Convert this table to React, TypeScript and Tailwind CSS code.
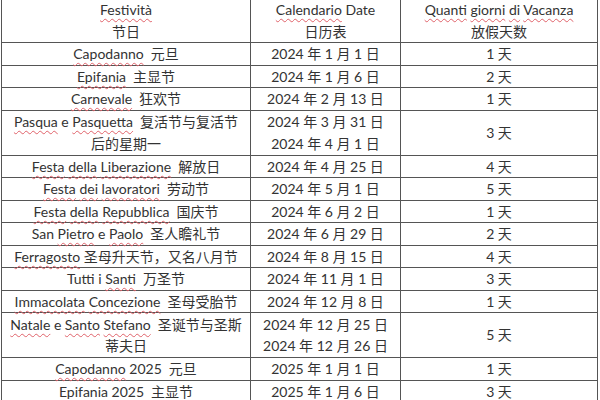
import React from 'react';

// spell-check style squiggle under italian words
function W({ children }: { children: React.ReactNode }) {
  return (
    <span className="underline decoration-wavy decoration-[#e0626a] decoration-1 underline-offset-[3px]">
      {children}
    </span>
  );
}

function Gap() {
  return <span className="inline-block w-[7px]" />;
}

interface Row {
  name: React.ReactNode;
  date: React.ReactNode;
  days: string;
  tall?: boolean;
}

const rows: Row[] = [
  { name: <><W>Capodanno</W><Gap />元旦</>, date: '2024 年 1 月 1 日', days: '1 天' },
  { name: <><W>Epifania</W><Gap />主显节</>, date: '2024 年 1 月 6 日', days: '2 天' },
  { name: <><W>Carnevale</W><Gap />狂欢节</>, date: '2024 年 2 月 13 日', days: '1 天' },
  {
    name: <><W>Pasqua</W> e <W>Pasquetta</W><Gap />复活节与复活节<br />后的星期一</>,
    date: <>2024 年 3 月 31 日<br />2024 年 4 月 1 日</>,
    days: '3 天',
    tall: true
  },
  { name: <><W>Festa</W> <W>della</W> <W>Liberazione</W><Gap />解放日</>, date: '2024 年 4 月 25 日', days: '4 天' },
  { name: <><W>Festa</W> <W>dei</W> <W>lavoratori</W><Gap />劳动节</>, date: '2024 年 5 月 1 日', days: '5 天' },
  { name: <><W>Festa</W> <W>della</W> <W>Repubblica</W><Gap />国庆节</>, date: '2024 年 6 月 2 日', days: '1 天' },
  { name: <>San <W>Pietro</W> e <W>Paolo</W><Gap />圣人瞻礼节</>, date: '2024 年 6 月 29 日', days: '2 天' },
  { name: <><W>Ferragosto</W> 圣母升天节，又名八月节</>, date: '2024 年 8 月 15 日', days: '4 天' },
  { name: <>Tutti i <W>Santi</W><Gap />万圣节</>, date: '2024 年 11 月 1 日', days: '3 天' },
  { name: <><W>Immacolata</W> <W>Concezione</W><Gap />圣母受胎节</>, date: '2024 年 12 月 8 日', days: '1 天' },
  {
    name: <><W>Natale</W> e <W>Santo</W> <W>Stefano</W><Gap />圣诞节与圣斯<br />蒂夫日</>,
    date: <>2024 年 12 月 25 日<br />2024 年 12 月 26 日</>,
    days: '5 天',
    tall: true
  },
  { name: <><W>Capodanno</W> 2025<Gap />元旦</>, date: '2025 年 1 月 1 日', days: '1 天' },
  { name: <><W>Epifania</W> 2025<Gap />主显节</>, date: '2025 年 1 月 6 日', days: '3 天' }
];

export default function App() {
  return (
    <div className="w-[600px] h-[400px] overflow-hidden bg-white text-[#333] text-[14px] font-['Lato','Noto_Sans_CJK_SC',sans-serif]">
      <div className="ml-px w-[597px] border-x border-[#555]">
        {/* Header */}
        <div className="flex h-[43px] border-b border-[#555]">
          <div className="w-[249px] border-r border-[#555] flex flex-col items-center justify-center leading-[22px]">
            <W>Festività</W>
            <span>节日</span>
          </div>
          <div className="w-[150px] border-r border-[#555] flex flex-col items-center justify-center leading-[22px]">
            <span><W>Calendario</W> Date</span>
            <span>日历表</span>
          </div>
          <div className="flex-1 flex flex-col items-center justify-center leading-[22px]">
            <span><W>Quanti</W> <W>giorni</W> <W>di</W> <W>Vacanza</W></span>
            <span>放假天数</span>
          </div>
        </div>

        {rows.map((row, i) => (
          <div
            key={i}
            className={`flex border-b border-[#555] ${row.tall ? 'h-[45px] leading-[21.5px]' : 'h-[22.5px] leading-[21px]'}`}
          >
            <div className="w-[249px] border-r border-[#555] flex items-center justify-center text-center whitespace-nowrap">
              <span>{row.name}</span>
            </div>
            <div className="w-[150px] border-r border-[#555] flex items-center justify-center text-center whitespace-nowrap">
              <span>{row.date}</span>
            </div>
            <div className="flex-1 flex items-center justify-center">
              {row.days}
            </div>
          </div>
        ))}
      </div>
    </div>
  );
}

::::

→ **OBJECTIVE**: Find every line above that contains the word "React", and return each one.

→ **EXPECTED ANSWER**:
Convert this table to React, TypeScript and Tailwind CSS code.
import React from 'react';
function W({ children }: { children: React.ReactNode }) {
  name: React.ReactNode;
  date: React.ReactNode;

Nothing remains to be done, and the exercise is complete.